>> BEGIN MATERIAL

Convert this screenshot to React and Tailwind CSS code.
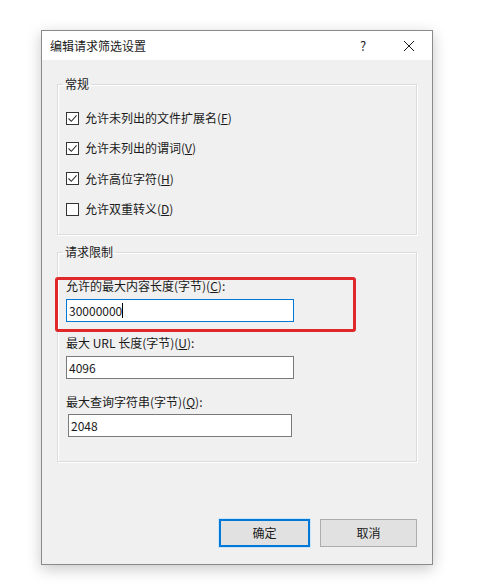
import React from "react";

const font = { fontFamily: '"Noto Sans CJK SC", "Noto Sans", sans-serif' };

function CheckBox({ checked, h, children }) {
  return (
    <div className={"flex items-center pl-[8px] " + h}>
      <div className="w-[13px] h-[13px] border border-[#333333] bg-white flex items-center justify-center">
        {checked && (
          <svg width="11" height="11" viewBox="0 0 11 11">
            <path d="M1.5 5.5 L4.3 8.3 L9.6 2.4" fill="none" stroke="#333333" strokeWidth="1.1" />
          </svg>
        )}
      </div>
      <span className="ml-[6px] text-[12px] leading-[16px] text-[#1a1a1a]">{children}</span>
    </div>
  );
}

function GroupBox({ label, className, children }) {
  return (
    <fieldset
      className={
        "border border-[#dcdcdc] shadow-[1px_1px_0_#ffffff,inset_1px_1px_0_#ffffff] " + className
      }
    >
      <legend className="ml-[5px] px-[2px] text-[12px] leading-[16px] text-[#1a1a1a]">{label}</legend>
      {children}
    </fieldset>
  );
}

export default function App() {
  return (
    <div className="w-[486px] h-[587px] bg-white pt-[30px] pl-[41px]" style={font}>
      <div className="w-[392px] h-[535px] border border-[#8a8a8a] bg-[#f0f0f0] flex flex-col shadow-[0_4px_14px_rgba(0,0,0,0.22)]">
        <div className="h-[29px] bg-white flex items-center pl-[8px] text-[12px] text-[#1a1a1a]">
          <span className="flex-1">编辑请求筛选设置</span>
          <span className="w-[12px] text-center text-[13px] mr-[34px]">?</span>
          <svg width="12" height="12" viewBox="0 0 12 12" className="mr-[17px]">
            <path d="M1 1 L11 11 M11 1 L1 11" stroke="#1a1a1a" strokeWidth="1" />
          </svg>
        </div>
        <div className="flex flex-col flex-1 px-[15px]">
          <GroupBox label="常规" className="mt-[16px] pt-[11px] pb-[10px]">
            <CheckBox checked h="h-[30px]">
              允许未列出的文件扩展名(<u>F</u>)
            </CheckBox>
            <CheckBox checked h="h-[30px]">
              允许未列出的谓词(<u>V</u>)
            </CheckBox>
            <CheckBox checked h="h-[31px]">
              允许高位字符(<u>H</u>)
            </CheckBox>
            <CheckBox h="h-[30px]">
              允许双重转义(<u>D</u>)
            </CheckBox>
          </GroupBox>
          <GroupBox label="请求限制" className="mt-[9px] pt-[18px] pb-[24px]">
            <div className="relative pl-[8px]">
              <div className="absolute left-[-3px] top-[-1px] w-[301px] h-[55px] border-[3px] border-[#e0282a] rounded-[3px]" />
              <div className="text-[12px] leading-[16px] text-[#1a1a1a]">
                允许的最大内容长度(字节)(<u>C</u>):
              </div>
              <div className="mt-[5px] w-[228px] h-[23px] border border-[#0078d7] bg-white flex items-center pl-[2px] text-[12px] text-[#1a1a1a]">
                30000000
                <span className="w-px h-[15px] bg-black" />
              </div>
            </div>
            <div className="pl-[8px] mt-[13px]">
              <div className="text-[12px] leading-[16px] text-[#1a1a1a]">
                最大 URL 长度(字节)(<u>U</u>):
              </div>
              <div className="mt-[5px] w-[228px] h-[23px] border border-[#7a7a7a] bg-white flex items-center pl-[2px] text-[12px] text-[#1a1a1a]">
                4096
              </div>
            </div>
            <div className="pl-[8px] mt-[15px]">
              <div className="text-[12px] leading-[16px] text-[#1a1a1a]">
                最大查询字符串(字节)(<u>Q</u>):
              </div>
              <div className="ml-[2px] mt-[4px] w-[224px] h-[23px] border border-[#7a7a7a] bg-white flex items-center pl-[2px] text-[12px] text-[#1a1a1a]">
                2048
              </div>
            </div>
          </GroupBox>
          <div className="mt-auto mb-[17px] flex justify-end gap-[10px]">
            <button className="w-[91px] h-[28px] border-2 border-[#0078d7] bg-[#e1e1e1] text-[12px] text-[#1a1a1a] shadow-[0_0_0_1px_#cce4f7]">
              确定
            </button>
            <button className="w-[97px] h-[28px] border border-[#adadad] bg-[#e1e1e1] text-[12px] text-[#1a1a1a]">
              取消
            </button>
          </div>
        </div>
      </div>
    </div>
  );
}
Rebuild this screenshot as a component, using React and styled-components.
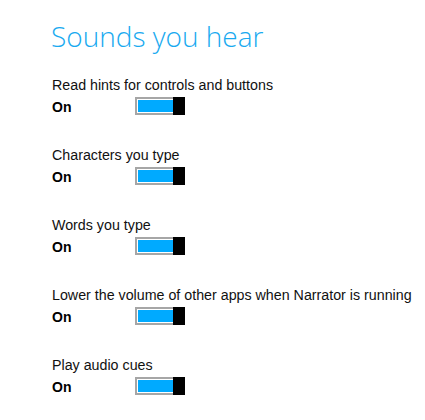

>> END MATERIAL

WHAT YOU NEED TO DO:
Your copy should match the records word for word, with the pictures removed.

ANSWER TO THE EXERCISE:
Convert this screenshot to React and Tailwind CSS code.
import React from "react";

const font = { fontFamily: '"Noto Sans CJK SC", "Noto Sans", sans-serif' };

function CheckBox({ checked, h, children }) {
  return (
    <div className={"flex items-center pl-[8px] " + h}>
      <div className="w-[13px] h-[13px] border border-[#333333] bg-white flex items-center justify-center">
        {checked && (
          <svg width="11" height="11" viewBox="0 0 11 11">
            <path d="M1.5 5.5 L4.3 8.3 L9.6 2.4" fill="none" stroke="#333333" strokeWidth="1.1" />
          </svg>
        )}
      </div>
      <span className="ml-[6px] text-[12px] leading-[16px] text-[#1a1a1a]">{children}</span>
    </div>
  );
}

function GroupBox({ label, className, children }) {
  return (
    <fieldset
      className={
        "border border-[#dcdcdc] shadow-[1px_1px_0_#ffffff,inset_1px_1px_0_#ffffff] " + className
      }
    >
      <legend className="ml-[5px] px-[2px] text-[12px] leading-[16px] text-[#1a1a1a]">{label}</legend>
      {children}
    </fieldset>
  );
}

export default function App() {
  return (
    <div className="w-[486px] h-[587px] bg-white pt-[30px] pl-[41px]" style={font}>
      <div className="w-[392px] h-[535px] border border-[#8a8a8a] bg-[#f0f0f0] flex flex-col shadow-[0_4px_14px_rgba(0,0,0,0.22)]">
        <div className="h-[29px] bg-white flex items-center pl-[8px] text-[12px] text-[#1a1a1a]">
          <span className="flex-1">编辑请求筛选设置</span>
          <span className="w-[12px] text-center text-[13px] mr-[34px]">?</span>
          <svg width="12" height="12" viewBox="0 0 12 12" className="mr-[17px]">
            <path d="M1 1 L11 11 M11 1 L1 11" stroke="#1a1a1a" strokeWidth="1" />
          </svg>
        </div>
        <div className="flex flex-col flex-1 px-[15px]">
          <GroupBox label="常规" className="mt-[16px] pt-[11px] pb-[10px]">
            <CheckBox checked h="h-[30px]">
              允许未列出的文件扩展名(<u>F</u>)
            </CheckBox>
            <CheckBox checked h="h-[30px]">
              允许未列出的谓词(<u>V</u>)
            </CheckBox>
            <CheckBox checked h="h-[31px]">
              允许高位字符(<u>H</u>)
            </CheckBox>
            <CheckBox h="h-[30px]">
              允许双重转义(<u>D</u>)
            </CheckBox>
          </GroupBox>
          <GroupBox label="请求限制" className="mt-[9px] pt-[18px] pb-[24px]">
            <div className="relative pl-[8px]">
              <div className="absolute left-[-3px] top-[-1px] w-[301px] h-[55px] border-[3px] border-[#e0282a] rounded-[3px]" />
              <div className="text-[12px] leading-[16px] text-[#1a1a1a]">
                允许的最大内容长度(字节)(<u>C</u>):
              </div>
              <div className="mt-[5px] w-[228px] h-[23px] border border-[#0078d7] bg-white flex items-center pl-[2px] text-[12px] text-[#1a1a1a]">
                30000000
                <span className="w-px h-[15px] bg-black" />
              </div>
            </div>
            <div className="pl-[8px] mt-[13px]">
              <div className="text-[12px] leading-[16px] text-[#1a1a1a]">
                最大 URL 长度(字节)(<u>U</u>):
              </div>
              <div className="mt-[5px] w-[228px] h-[23px] border border-[#7a7a7a] bg-white flex items-center pl-[2px] text-[12px] text-[#1a1a1a]">
                4096
              </div>
            </div>
            <div className="pl-[8px] mt-[15px]">
              <div className="text-[12px] leading-[16px] text-[#1a1a1a]">
                最大查询字符串(字节)(<u>Q</u>):
              </div>
              <div className="ml-[2px] mt-[4px] w-[224px] h-[23px] border border-[#7a7a7a] bg-white flex items-center pl-[2px] text-[12px] text-[#1a1a1a]">
                2048
              </div>
            </div>
          </GroupBox>
          <div className="mt-auto mb-[17px] flex justify-end gap-[10px]">
            <button className="w-[91px] h-[28px] border-2 border-[#0078d7] bg-[#e1e1e1] text-[12px] text-[#1a1a1a] shadow-[0_0_0_1px_#cce4f7]">
              确定
            </button>
            <button className="w-[97px] h-[28px] border border-[#adadad] bg-[#e1e1e1] text-[12px] text-[#1a1a1a]">
              取消
            </button>
          </div>
        </div>
      </div>
    </div>
  );
}
Rebuild this screenshot as a component, using React and styled-components.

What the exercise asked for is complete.